疎開小説2

 昨日の日記に柏原兵三さんは、高岡市疎開をしたと記しましたが「sheepsong55」
さんにコメントをいただきましたとおりで疎開先となったのは、柏原さんの父上の
出身地である富山県下新川郡入善町であります。このことについては、読売新聞
読書欄でのとりあげがあるともご教示いただきましたが、それは以下のアドレスと
なります。
http://www.yomiuri.co.jp/book/column/pickup/20051213bk01.htm

 疎開した土地で経験したことを作品にまとめたりして発表した文人というのは、そこ
そこいるはずですが、斉藤茂吉などの場合は仕事をやめていたこともあって自分の
ふるさとに隠居していたというように見えたりします。疎開というからには、無理矢理に
その場所を離れずにはいられなかったという切実さが見てとれなくてはいけないようです。
 そうした意味からは、都会の小学生こそいい迷惑をこうむったわけでありまして、
国の方針で疎開することを決せられて、疎開するのが国策ですから、これと違った選択肢
というのは存在しないのです。
 こどもとその保護者が悩むのは、疎開の是非ではなくて、学校として決した疎開先に
いくか、家族で用意した縁故先にいくかということで、疎開するかどうかではありません。

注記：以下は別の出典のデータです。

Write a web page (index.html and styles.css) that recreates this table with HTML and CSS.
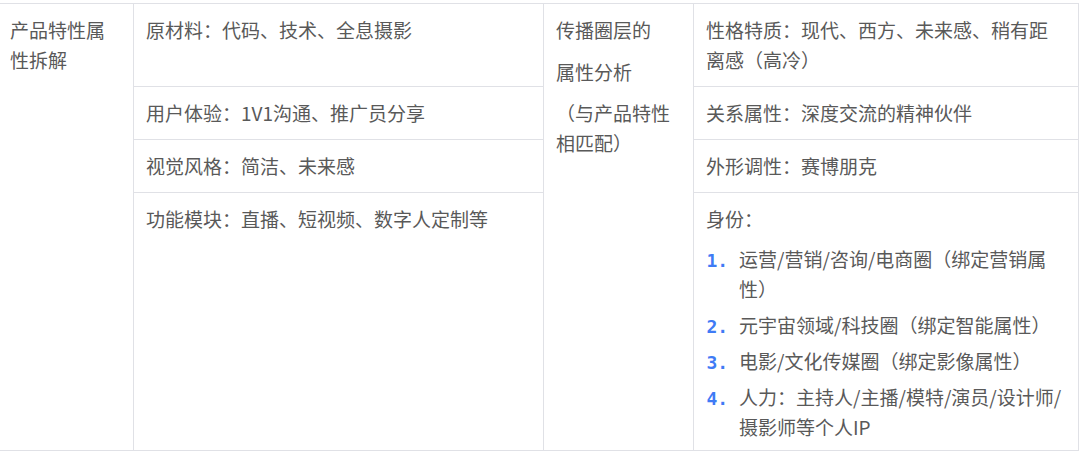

 柏原兵三さんの「長い道」は、柏原さんの疎開体験がもとになっていますが、疎開する
ことは避けられないものとして、作中で次のようにいっています。
「 父は僕が彼の故郷に縁故疎開することを強く希望し、それを決定ずみのように考えて
いたが、僕の気持ちはまだ本当に固まっていなかった。親しい友達と別れないで済む集団
疎開に参加したい気持ちを捨て切れないでいたからである。・・・
 縁故疎開をすれば、集団疎開とは比較にならない位、田舎という未知の世界に融け込む
ことができるだろう。土地の子供たちと変わりない毎日を送り、そうした生活から、父が
強調するように、都会では得られない数多くの貴重な体験を獲得できるに違いない。
もし先生や親しい友だちと別れないですむ集団疎開を断念して縁故疎開に踏み切ることに
なれば、きっと僕は間違いなくそうした意義の実現に努め、父の期待に応えるだろう。」
 結局のところ、「父の期待に応えるべく」少年は、父の故郷に縁故疎開して、ここで、
「都会では得られない数多くの貴重な体験を獲得」して、後年、それを小説にまとめる
のでありますからして、縁故疎開として大正解であったのでしょう。